One-Step Linear Equations

Example 1. Solve ${x}+{3}={10}$.

We see, that on the left side of the equation there are variable and number. We need to get rid of 3.

We can do that by subtracting 3 from both sides of equation:

${x}+{3}{\color{red}{{-{3}}}}={10}{\color{red}{{-{3}}}}$

${x}+{0}={7}$ (inverse property of addition: ${3}-{3}={3}+{\left(-{3}\right)}={0}$)

${x}={7}$ (identity property of addition: ${x}+{0}={x}$)

So, ${7}$ is root of the equation.

Example 2. Solve ${x}-\frac{{2}}{{3}}=\frac{{7}}{{3}}$.

We see, that on the left side of the equation there are variable and number. We need to get rid of $\frac{{2}}{{3}}$.

We can do that by adding $\frac{{2}}{{3}}$ to both sides of equation:

${x}-\frac{{2}}{{3}}{\color{red}{{+\frac{{2}}{{3}}}}}=\frac{{7}}{{3}}{\color{red}{{+\frac{{2}}{{3}}}}}$

${x}+{0}=\frac{{9}}{{3}}$ (inverse property of addition: $-\frac{{2}}{{3}}+\frac{{2}}{{3}}={0}$)

${x}={3}$ (identity property of addition: ${x}+{0}={x}$)

So, ${3}$ is root of the equation.

Example 3. Solve ${2}{a}={8}$.

We see, that on the left side of the equation there is coeffcient ${2}$ near the variable. We need to get rid of it.

We can do that, by dividing both sides of equation by ${2}$:

$\frac{{{2}{a}}}{{{\color{red}{{{2}}}}}}=\frac{{8}}{{{\color{red}{{{2}}}}}}$

${1}\times{a}=\frac{{8}}{{{\color{red}{{{2}}}}}}$ (inverse property of multiplication: $\frac{{2}}{{2}}={2}\times\frac{{1}}{{2}}={1}$)

${a}=\frac{{8}}{{2}}$ (identity property of multiplication: ${1}\times{a}={a}$)

${a}={4}$

So, ${4}$ is root of the equation.

Example 4. Solve $\frac{{1}}{{15}}{y}=-\frac{{7}}{{30}}$.

We see, that on the left side of the equation there is coefficient near variable. We need to get rid of it.

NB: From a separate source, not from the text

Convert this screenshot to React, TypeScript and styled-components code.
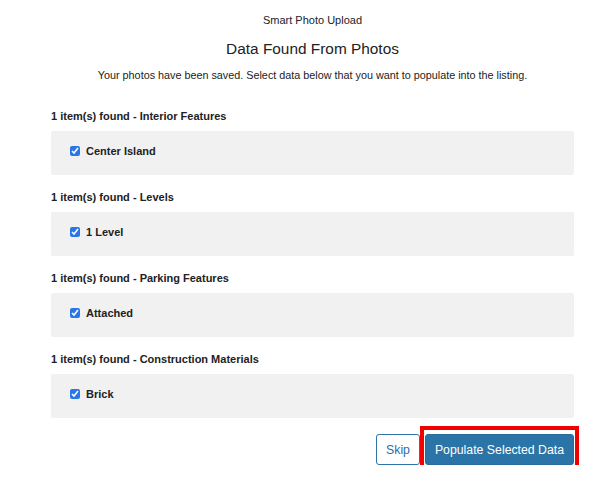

We can do that, by multiplying both sides of equation by ${15}$:

${\color{red}{{{15}\times}}}\frac{{1}}{{15}}{y}={\color{red}{{{15}\times}}}{\left(-\frac{{7}}{{30}}\right)}$

${1}\times{y}={\color{red}{{{15}\times}}}{\left(-\frac{{7}}{{30}}\right)}$ (inverse property of multiplication: ${15}\times\frac{{1}}{{15}}={1}$ )

${y}=-\frac{{105}}{{30}}$ (identity property of multiplication: ${1}\times{y}={y}$)

${y}=-\frac{{7}}{{2}}$

So, $-\frac{{7}}{{2}}$ is root of the equation.

Note, that it doesn't matter whether we write ${15}\times\frac{{1}}{{15}}{y}$ or $\frac{{1}}{{15}}{y}\times{15}$ due to the commutative property of multiplication. Same applies to ${15}\times{\left(-\frac{{7}}{{30}}\right)}$ (we could write it as $-\frac{{7}}{{30}}\times{15}$).